Forum: What Is Your Reaction To The Obama Administration’s Recent Policy Change To Allow Women In Combat ?

Every week on Monday morning , the Council and its invited guests weigh in at the Watcher’s Forum, short takes on a major issue of the day. This week’s question:What Is Your Reaction To The Obama Administration’s Recent Policy Change To Allow Women In Combat ?

The Razor: If it’s fine for the Israelis, it’s fine by me. As far as I’m concerned in the battle with militant Islam we are all on the frontlines – men, women, old and young.

GrEaT sAtAn”S gIrLfRiEnD:Combat girls? Reckon all girls should sign up for Selective Service, then…

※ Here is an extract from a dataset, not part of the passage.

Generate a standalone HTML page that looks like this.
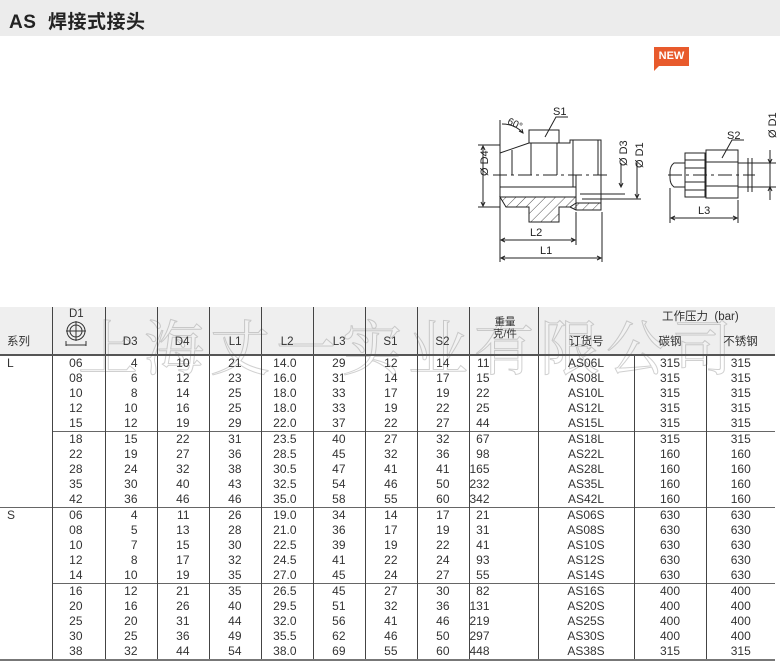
<!DOCTYPE html>
<html><head><meta charset="utf-8">
<style>
*{margin:0;padding:0;box-sizing:border-box}
body{width:780px;height:670px;background:#fff;position:relative;overflow:hidden;font-family:"Liberation Sans","Noto Sans CJK SC",sans-serif;color:#333}
#bar{position:absolute;left:0;top:0;width:780px;height:36px;background:#ececec}
#bar span{position:absolute;left:9px;top:7px;font-size:19px;font-weight:bold;color:#222;letter-spacing:0.5px}
#new{position:absolute;left:654px;top:47px;width:35px;height:19px;background:#e85a2c;color:#fff;font-size:11px;font-weight:bold;text-align:center;line-height:19px}
#new:after{content:"";position:absolute;left:0;top:19px;border-top:5px solid #e85a2c;border-right:5px solid transparent}
#hdr{position:absolute;left:0;top:307px;width:775px;height:48px;background:#efefef}
table{position:absolute;left:0;top:307px;width:775px;border-collapse:collapse;table-layout:fixed;font-size:12px}
td{height:15px;line-height:15px;padding:0;white-space:nowrap;border-left:1px solid #444;text-align:right;overflow:visible}
td:first-child{border-left:none;text-align:left;padding-left:7px}
tr.h td{height:48px;vertical-align:bottom;padding-bottom:4px;font-size:11.5px;border-bottom:2px solid #555}
tr.g td{border-top:1px solid #666}
tr.g td:first-child{border-top:none}
tr.gs td{border-top:1px solid #666}
tr.last td{border-bottom:2px solid #777}
.c1{padding-right:22px}.cn{padding-right:19px}
td.cw{text-align:left;padding-left:0}
td.cw span{display:inline-block;width:20px;margin-left:0;text-align:right}
.co{text-align:center!important}
#wm{position:absolute;left:78px;top:302px;font-size:60px;letter-spacing:6px;color:rgba(255,255,255,0.2);-webkit-text-stroke:1px rgba(150,150,150,0.45);font-family:"Noto Serif CJK SC",serif;white-space:nowrap}
</style></head><body>
<div id="bar"><span>AS&nbsp; 焊接式接头</span></div>
<div id="new">NEW</div>

<svg style="position:absolute;left:0;top:0" width="780" height="300" viewBox="0 0 780 300" fill="none" stroke="#222" stroke-width="1">
<defs><pattern id="h" width="7" height="7" patternUnits="userSpaceOnUse" patternTransform="rotate(45)"><line x1="0" y1="0" x2="0" y2="7" stroke="#222" stroke-width="0.8"/></pattern></defs>
<path d="M500,153 L529,143 L529,130 L559,130 L559,143 L570,143 L570,140 L601,140 L601,210"/>
<path d="M500,153 L500,197"/>
<line x1="529" y1="143" x2="559" y2="143"/>
<line x1="512" y1="150" x2="512" y2="175"/>
<line x1="531" y1="143" x2="531" y2="175"/>
<line x1="557" y1="143" x2="557" y2="175"/>
<line x1="573" y1="140" x2="573" y2="187"/>
<line x1="598" y1="140" x2="598" y2="175"/>
<line x1="493" y1="175" x2="610" y2="175" stroke-dasharray="14,4,3,4"/>
<line x1="500" y1="187" x2="576" y2="187"/>
<line x1="576" y1="175" x2="576" y2="210"/>
<path d="M500,197 L506,207 L529,207 L529,222 L559,222 L559,207 L570,207 L576,203 L576,197 Z" fill="url(#h)"/>
<path d="M570,207 L576,210 L601,210 L601,203 L576,203" fill="url(#h)"/>
<line x1="580" y1="194" x2="625" y2="194"/>
<line x1="582" y1="199" x2="641" y2="199"/>
<line x1="478" y1="145" x2="500" y2="145"/><line x1="478" y1="207" x2="500" y2="207"/>
<line x1="483" y1="146" x2="483" y2="206"/>
<path d="M481,150 L483,146 L485,150 M481,202 L483,206 L485,202"/>
<line x1="500" y1="120" x2="500" y2="262"/>
<line x1="602" y1="212" x2="602" y2="262"/>
<line x1="576" y1="212" x2="576" y2="245"/>
<line x1="501" y1="240" x2="575" y2="240"/><path d="M505,238 L501,240 L505,242 M571,238 L575,240 L571,242"/>
<line x1="501" y1="258" x2="601" y2="258"/><path d="M505,256 L501,258 L505,260 M597,256 L601,258 L597,260"/>
<line x1="621" y1="163" x2="621" y2="187"/><path d="M619,183 L621,187 L623,183"/>
<line x1="637" y1="163" x2="637" y2="198"/><path d="M635,194 L637,198 L639,194"/>
<path d="M545,137 L556,117 L568,117"/>
<path d="M502,124 Q515,124 523,133"/><path d="M519,131 L523,133 L522,129"/>
<path d="M685,163 L674,163 Q670,166 670,172 L670,178 Q670,184 674,187 L685,187"/>
<rect x="685" y="153" width="20" height="44"/>
<line x1="685" y1="160" x2="705" y2="160"/><line x1="685" y1="190" x2="705" y2="190"/>
<line x1="685" y1="168" x2="705" y2="168"/><line x1="685" y1="182" x2="705" y2="182"/>
<rect x="706" y="150" width="32" height="48"/>
<line x1="706" y1="162" x2="738" y2="162"/><line x1="706" y1="186" x2="738" y2="186"/>
<line x1="738" y1="163" x2="776" y2="163"/><line x1="738" y1="187" x2="776" y2="187"/>
<line x1="748" y1="158" x2="748" y2="192"/><line x1="752" y1="158" x2="752" y2="192"/>
<line x1="668" y1="175" x2="755" y2="175" stroke-dasharray="14,4,3,4"/>
<line x1="770" y1="150" x2="770" y2="200"/><path d="M768,159 L770,163 L772,159 M768,191 L770,187 L772,191"/>
<line x1="670" y1="188" x2="670" y2="223"/><line x1="738" y1="200" x2="738" y2="223"/>
<line x1="671" y1="218" x2="737" y2="218"/><path d="M675,216 L671,218 L675,220 M733,216 L737,218 L733,220"/>
<path d="M722,158 L732,140 L744,140"/>
<g fill="#222" stroke="none" font-family="Liberation Sans,sans-serif" font-size="11">
<text x="553" y="115">S1</text>
<text x="508" y="126" font-size="10" transform="rotate(25 513 122)">60°</text>
<text x="530" y="236">L2</text>
<text x="540" y="254">L1</text>
<text x="478" y="186" transform="rotate(-90 478 176)">Ø D4</text>
<text x="617" y="176" transform="rotate(-90 617 166)">Ø D3</text>
<text x="633" y="178" transform="rotate(-90 633 168)">Ø D1</text>
<text x="727" y="139">S2</text>
<text x="698" y="214">L3</text>
<text x="766" y="148" transform="rotate(-90 766 138)">Ø D1</text>
</g>
</svg>

<div id="hdr"></div>
<div id="wm">上海丈一实业有限公司</div>
<div style="position:absolute;left:662px;top:308px;font-size:11.5px">工作压力&nbsp; (bar)</div>
<div style="position:absolute;left:493px;top:316px;font-size:10.5px;line-height:12px;text-align:center">重量<br>克/件</div>
<svg style="position:absolute;left:64px;top:321px" width="26" height="26" viewBox="0 0 26 26" fill="none" stroke="#333" stroke-width="1"><circle cx="12" cy="10" r="9"/><circle cx="12" cy="10" r="6"/><line x1="12" y1="0" x2="12" y2="20"/><line x1="2" y1="10" x2="22" y2="10"/><line x1="2" y1="20" x2="2" y2="25"/><line x1="22" y1="20" x2="22" y2="25"/><line x1="2" y1="24" x2="22" y2="24"/></svg>
<div style="position:absolute;left:69px;top:308px;font-size:11.5px">D1</div>

<table>
<colgroup><col style="width:52px"><col style="width:53px"><col style="width:52px"><col style="width:52px"><col style="width:52px"><col style="width:52px"><col style="width:52px"><col style="width:52px"><col style="width:52px"><col style="width:69px"><col style="width:96px"><col style="width:72px"><col style="width:69px"></colgroup>
<tr class="h"><td>系列</td><td></td><td class="cn">D3</td><td class="cn">D4</td><td class="cn">L1</td><td class="cn">L2</td><td class="cn">L3</td><td class="cn">S1</td><td class="cn">S2</td><td></td><td class="co">订货号</td><td class="co" style="border-left:none">碳钢</td><td class="co" style="border-left:none">不锈钢</td></tr>
<tr><td>L</td><td class="c1">06</td><td class="cn">4</td><td class="cn">10</td><td class="cn">21</td><td class="cn" style="padding-right:16px">14.0</td><td class="cn">29</td><td class="cn">12</td><td class="cn">14</td><td class="cw"><span>11</span></td><td class="co">AS06L</td><td class="co">315</td><td class="co">315</td></tr>
<tr><td></td><td class="c1">08</td><td class="cn">6</td><td class="cn">12</td><td class="cn">23</td><td class="cn" style="padding-right:16px">16.0</td><td class="cn">31</td><td class="cn">14</td><td class="cn">17</td><td class="cw"><span>15</span></td><td class="co">AS08L</td><td class="co">315</td><td class="co">315</td></tr>
<tr><td></td><td class="c1">10</td><td class="cn">8</td><td class="cn">14</td><td class="cn">25</td><td class="cn" style="padding-right:16px">18.0</td><td class="cn">33</td><td class="cn">17</td><td class="cn">19</td><td class="cw"><span>22</span></td><td class="co">AS10L</td><td class="co">315</td><td class="co">315</td></tr>
<tr><td></td><td class="c1">12</td><td class="cn">10</td><td class="cn">16</td><td class="cn">25</td><td class="cn" style="padding-right:16px">18.0</td><td class="cn">33</td><td class="cn">19</td><td class="cn">22</td><td class="cw"><span>25</span></td><td class="co">AS12L</td><td class="co">315</td><td class="co">315</td></tr>
<tr><td></td><td class="c1">15</td><td class="cn">12</td><td class="cn">19</td><td class="cn">29</td><td class="cn" style="padding-right:16px">22.0</td><td class="cn">37</td><td class="cn">22</td><td class="cn">27</td><td class="cw"><span>44</span></td><td class="co">AS15L</td><td class="co">315</td><td class="co">315</td></tr>
<tr class="g"><td></td><td class="c1">18</td><td class="cn">15</td><td class="cn">22</td><td class="cn">31</td><td class="cn" style="padding-right:16px">23.5</td><td class="cn">40</td><td class="cn">27</td><td class="cn">32</td><td class="cw"><span>67</span></td><td class="co">AS18L</td><td class="co">315</td><td class="co">315</td></tr>
<tr><td></td><td class="c1">22</td><td class="cn">19</td><td class="cn">27</td><td class="cn">36</td><td class="cn" style="padding-right:16px">28.5</td><td class="cn">45</td><td class="cn">32</td><td class="cn">36</td><td class="cw"><span>98</span></td><td class="co">AS22L</td><td class="co">160</td><td class="co">160</td></tr>
<tr><td></td><td class="c1">28</td><td class="cn">24</td><td class="cn">32</td><td class="cn">38</td><td class="cn" style="padding-right:16px">30.5</td><td class="cn">47</td><td class="cn">41</td><td class="cn">41</td><td class="cw"><span>165</span></td><td class="co">AS28L</td><td class="co">160</td><td class="co">160</td></tr>
<tr><td></td><td class="c1">35</td><td class="cn">30</td><td class="cn">40</td><td class="cn">43</td><td class="cn" style="padding-right:16px">32.5</td><td class="cn">54</td><td class="cn">46</td><td class="cn">50</td><td class="cw"><span>232</span></td><td class="co">AS35L</td><td class="co">160</td><td class="co">160</td></tr>
<tr><td></td><td class="c1">42</td><td class="cn">36</td><td class="cn">46</td><td class="cn">46</td><td class="cn" style="padding-right:16px">35.0</td><td class="cn">58</td><td class="cn">55</td><td class="cn">60</td><td class="cw"><span>342</span></td><td class="co">AS42L</td><td class="co">160</td><td class="co">160</td></tr>
<tr class="gs"><td>S</td><td class="c1">06</td><td class="cn">4</td><td class="cn">11</td><td class="cn">26</td><td class="cn" style="padding-right:16px">19.0</td><td class="cn">34</td><td class="cn">14</td><td class="cn">17</td><td class="cw"><span>21</span></td><td class="co">AS06S</td><td class="co">630</td><td class="co">630</td></tr>
<tr><td></td><td class="c1">08</td><td class="cn">5</td><td class="cn">13</td><td class="cn">28</td><td class="cn" style="padding-right:16px">21.0</td><td class="cn">36</td><td class="cn">17</td><td class="cn">19</td><td class="cw"><span>31</span></td><td class="co">AS08S</td><td class="co">630</td><td class="co">630</td></tr>
<tr><td></td><td class="c1">10</td><td class="cn">7</td><td class="cn">15</td><td class="cn">30</td><td class="cn" style="padding-right:16px">22.5</td><td class="cn">39</td><td class="cn">19</td><td class="cn">22</td><td class="cw"><span>41</span></td><td class="co">AS10S</td><td class="co">630</td><td class="co">630</td></tr>
<tr><td></td><td class="c1">12</td><td class="cn">8</td><td class="cn">17</td><td class="cn">32</td><td class="cn" style="padding-right:16px">24.5</td><td class="cn">41</td><td class="cn">22</td><td class="cn">24</td><td class="cw"><span>93</span></td><td class="co">AS12S</td><td class="co">630</td><td class="co">630</td></tr>
<tr><td></td><td class="c1">14</td><td class="cn">10</td><td class="cn">19</td><td class="cn">35</td><td class="cn" style="padding-right:16px">27.0</td><td class="cn">45</td><td class="cn">24</td><td class="cn">27</td><td class="cw"><span>55</span></td><td class="co">AS14S</td><td class="co">630</td><td class="co">630</td></tr>
<tr class="g"><td></td><td class="c1">16</td><td class="cn">12</td><td class="cn">21</td><td class="cn">35</td><td class="cn" style="padding-right:16px">26.5</td><td class="cn">45</td><td class="cn">27</td><td class="cn">30</td><td class="cw"><span>82</span></td><td class="co">AS16S</td><td class="co">400</td><td class="co">400</td></tr>
<tr><td></td><td class="c1">20</td><td class="cn">16</td><td class="cn">26</td><td class="cn">40</td><td class="cn" style="padding-right:16px">29.5</td><td class="cn">51</td><td class="cn">32</td><td class="cn">36</td><td class="cw"><span>131</span></td><td class="co">AS20S</td><td class="co">400</td><td class="co">400</td></tr>
<tr><td></td><td class="c1">25</td><td class="cn">20</td><td class="cn">31</td><td class="cn">44</td><td class="cn" style="padding-right:16px">32.0</td><td class="cn">56</td><td class="cn">41</td><td class="cn">46</td><td class="cw"><span>219</span></td><td class="co">AS25S</td><td class="co">400</td><td class="co">400</td></tr>
<tr><td></td><td class="c1">30</td><td class="cn">25</td><td class="cn">36</td><td class="cn">49</td><td class="cn" style="padding-right:16px">35.5</td><td class="cn">62</td><td class="cn">46</td><td class="cn">50</td><td class="cw"><span>297</span></td><td class="co">AS30S</td><td class="co">400</td><td class="co">400</td></tr>
<tr class="last"><td></td><td class="c1">38</td><td class="cn">32</td><td class="cn">44</td><td class="cn">54</td><td class="cn" style="padding-right:16px">38.0</td><td class="cn">69</td><td class="cn">55</td><td class="cn">60</td><td class="cw"><span>448</span></td><td class="co">AS38S</td><td class="co">315</td><td class="co">315</td></tr>
</table>
</body></html>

 The Noisy Room:I know that many women will disagree with me, but I think allowing women in combat and on the front lines is a horrific decision on several fronts. First of all, it is instinctual for a man to protect a woman, no matter what they say. If a man sees a woman in distress during combat, he is much more likely to put himself at risk (and the mission) and run to her aid. Physically, women are just not as able to handle the rigors of combat as men are either. War is hell and it is brutal business. It tends to haunt men for the rest of their lives as it did my father, who never spoke of WWII and the Kamikaze attack on his ship. An attack which killed everyone on the deck but my father and many of those deaths were from sheer shock. He suffered nightmares the rest of his life and woke up swinging at remembered enemies. Is it wise to subject the mothers of children to such horrific circumstances? It changes you. These men, many times, come home broken physically and emotionally. It is a sacrifice men have carried for millenia and it is a role that is meant for men to lead in. It is not a matter of sexism, it is a matter of survival. The brotherhood of the special forces shouldn’t be diminished by mixing the genders, exposing the ranks to sexual situations and tensions and feminizing our warriors. Men have always put women first, it is our heritage and we shouldn’t mess with that instinct. Let the guys be the badasses and handle the enemy – hand to hand, up close, with at least a chance of survival.

If a man is captured, he may be tortured and killed. If a woman is captured, especially if it involves Jihadists, her fate will be a thousand times worse. She would not only be raped over and over, but her death would not come quickly. She would be used as bait to kill others. Whereas this ploy does not generally work with male prisoners, it is far more likely to succeed with a female as females strike a deeper chord in our subconscious. This is why females are used as suicide bombers. While Israel’s IDF forces require women to serve three years, one can understand this because they don’t have the breadth and depth of soldiers to draw from. Until 2000, these women served in non-combat roles, but since 2000, as I understand it, they instituted an Equality amendment that provides that women can serve in any position men do. Currently about 3% serve as combat soldiers and the military leadership is having some of the same discussions we are. This does not change my viewpoint of women being on the front lines.

All of this is unnecessary. Women are great in command positions and under stress. They are great as pilots and in other positions. But on the war front, in my opinion, they are an unnecessary distraction from the task at hand. This is a further weakening of our military. It is par for the course for Leon Panetta. It is meant to appease the liberal base for Barack Obama, without an eye to the rigors of combat and the realities of war. Women now truly have an equal opportunity to be drafted and a greater opportunity to die. This is a move guaranteed to get more people killed – but hey, the elites making the rules aren’t on the front lines are they? Not yet any way.

 The Glittering Eye:Since the laws capping the number of women and restrictions on rank in the military in the United States were

repealed in 1967 and women were allowed in jobs in which combat was likely to be seen starting in the 1990s, women in combat have been a foregone conclusion. The challenges now are in preserving force readiness.